Autre difficulté, les créateurs sont souvent dépendants des modifications qu’apportent régulièrement les plateformes à leur algorithme de recommandation. "L'algorithme est assez ingrat", peste Louis Klein. "Des fois, une vidéo va cartonner et du jour au lendemain, plus rien. C'est assez frustrant."

"Il faut réussir à s'adapter aux codes de la plateforme sans dénaturer notre style", confirme son compère.

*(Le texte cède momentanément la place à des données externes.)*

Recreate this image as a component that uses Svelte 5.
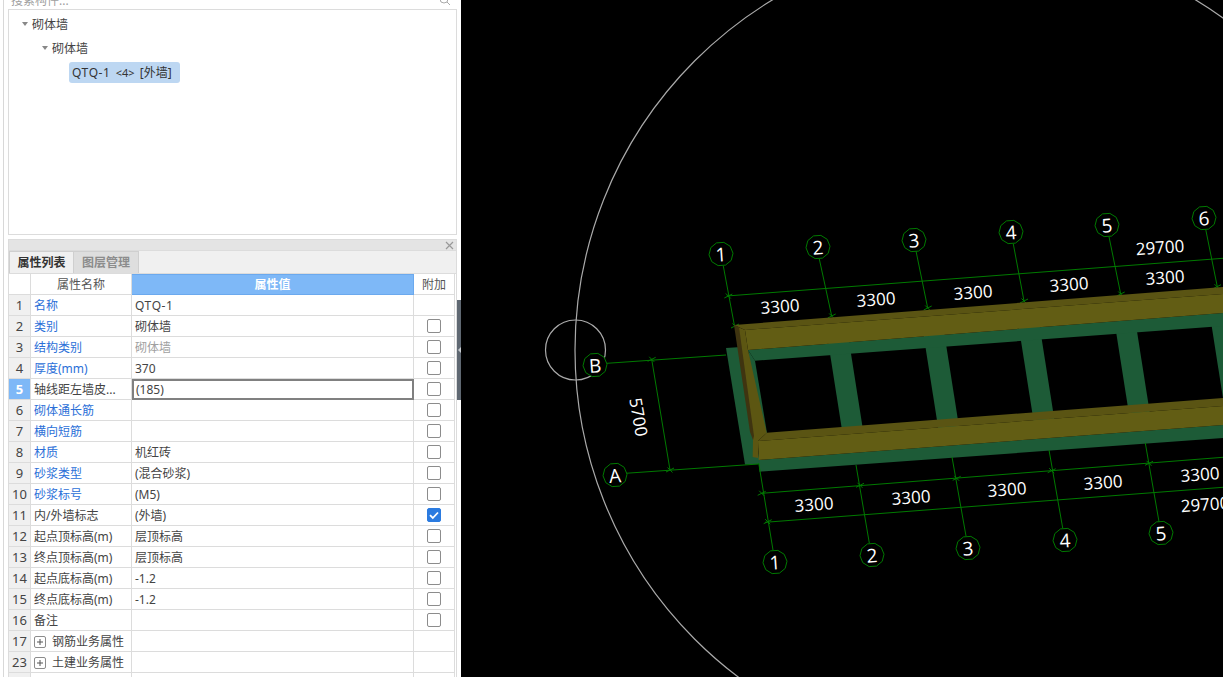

"Ce qui fonctionne le mieux, ce sont les sketchs sur les relations hommes/femmes ou l'humour de gêne", avance Guillaume Genou. "Chacun a son univers qui lui est propre et tente de l'adapter aux réseaux sociaux pour capter l'intérêt du public."

Mais depuis quelques mois, la nouvelle génération d'humoristes fait face à une nouvelle concurrence: celle des humoristes plus installés. Paul Mirabel, Redouane Bougheraba ou encore Blandine Lehout: les humoristes plus installés misent désormais sur Tiktok pour maintenir leur notoriété et remplir leurs salles.

Vidéo ou spectacle, il faut choisir

Une stratégie marketing qui s'accompagne d'un dilemme pour tous ces comédiens: faut-il partager son sketch sur les réseaux ou le garder pour la scène? Car si une bonne vidéo peut générer beaucoup d’audience sur les réseaux et attirer le public en salle, il est alors inutilisable en spectacle.

De son côté, Maria réfléchit déjà à la manière de concilier audience sur les réseaux sociaux et présence scénique.

"Si mon public a déjà vu tous mes sketchs sur Tiktok, c'est l'angoisse", souffle ainsi Maria. "Un spectacle, ça demande beaucoup d'inspiration. Il ne faut pas que ça tourne en rond ou que ça soit redondant."

"Lorsque je jouerai mon spectacle, je continuerai à publier sur les réseaux sociaux, mais je partagerai d'autres formats", assure-t-elle. L'humoriste envisage par exemple de créer des comédies sous forme de courts-métrages.